We actually had a continuous internal backup plan, but when I requested a restore, the IT guy told me they were backing up everything but the databases, since "they were always in use."

(Let that sink in for a second. The IT team actually thought that was an acceptable state of affairs: "Uh, yeah! We're backing up! Yeah! Well, some things. Most things. The files that don't get like, used and stuff.")

That day was one of the lowest feelings I ever had, and that screwup "only" cost us a few thousand dollars as opposed to the millions of dollars the blog post author's mistake cost the company. I literally can't imagine how he felt.

[+] islon|13 years ago|reply
I know how you felt. Many years ago when I was a junior working in a casual game company, I were to add a bunch of credits to a poker player (fake money). I forget the where in the SQL clause and added credits to every player in our database. Lucky me it was an add and not a set and I could revert it. Another time I was going to shutdown my pc (a debian box) using "shutdown -h now" and totally forgot that I was in a ssh session to our main game server. I had to call the tech support overseas and tell him to physically turn on the server...
[+] newishuser|13 years ago|reply
You did them more good than harm.

1) Not having backups is an excuse-less monumental fuckup.

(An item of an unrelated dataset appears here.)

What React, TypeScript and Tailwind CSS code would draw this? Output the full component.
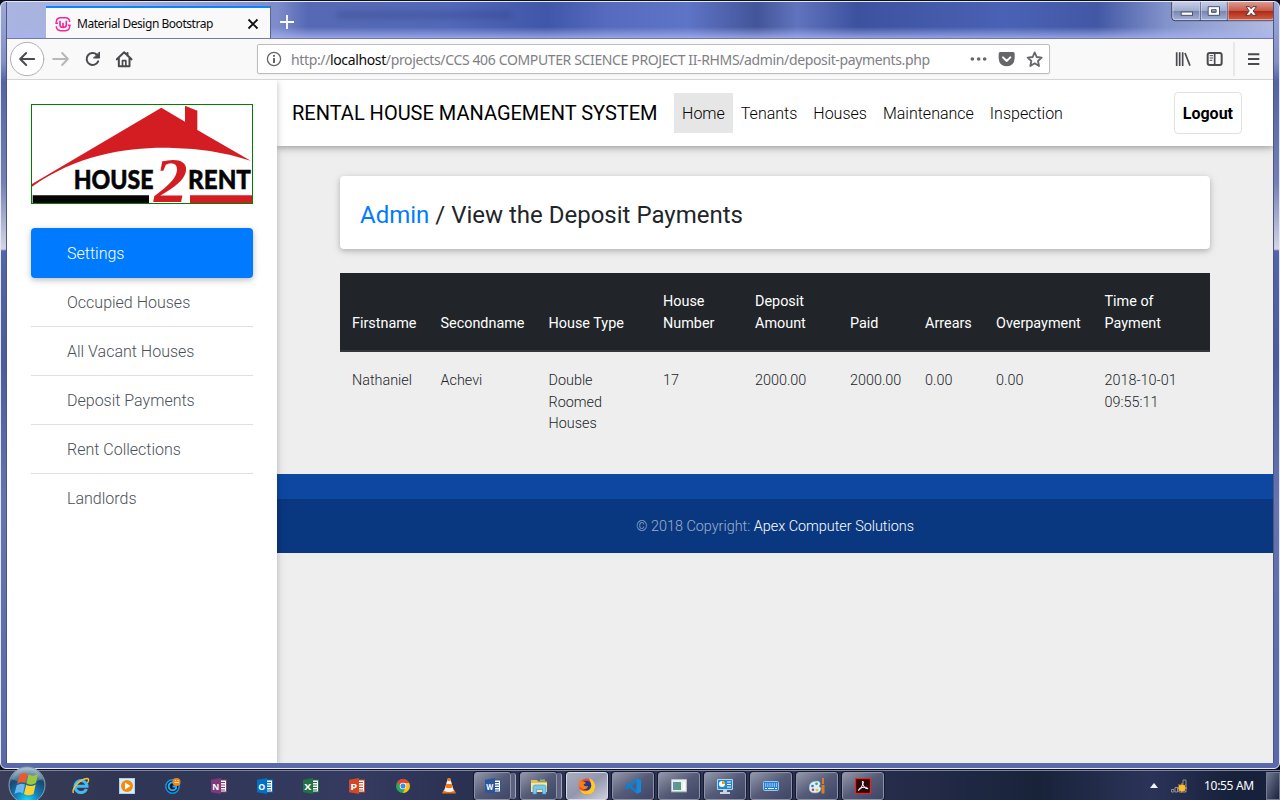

2) Giving anyone delete access to your production db, especially a junior dev through a GUI tool, is an excuse-less monumental fuckup.

Hopefully they rectified these two problems and are now a stronger company for it.

[+] mootothemax|13 years ago|reply
If you ever notice that your employer or client isn't backing up important data, take a tip from me: do a backup, today, in your free time, and if possible, and again in your free time, create the most basic regular backup system you can.

When the time comes, and someone screws up, you will seem like a god when you deliver your backup, whether it's a 3-month-old one-off, or from your crappy daily backup system.

[+] danielh|13 years ago|reply
That is good advice, just make sure that it doesn't look like you are stealing your customers/clients data.
[+] rocky1138|13 years ago|reply
This.

Even if it's old, when you're facing no data or old data, old data looks like heaven.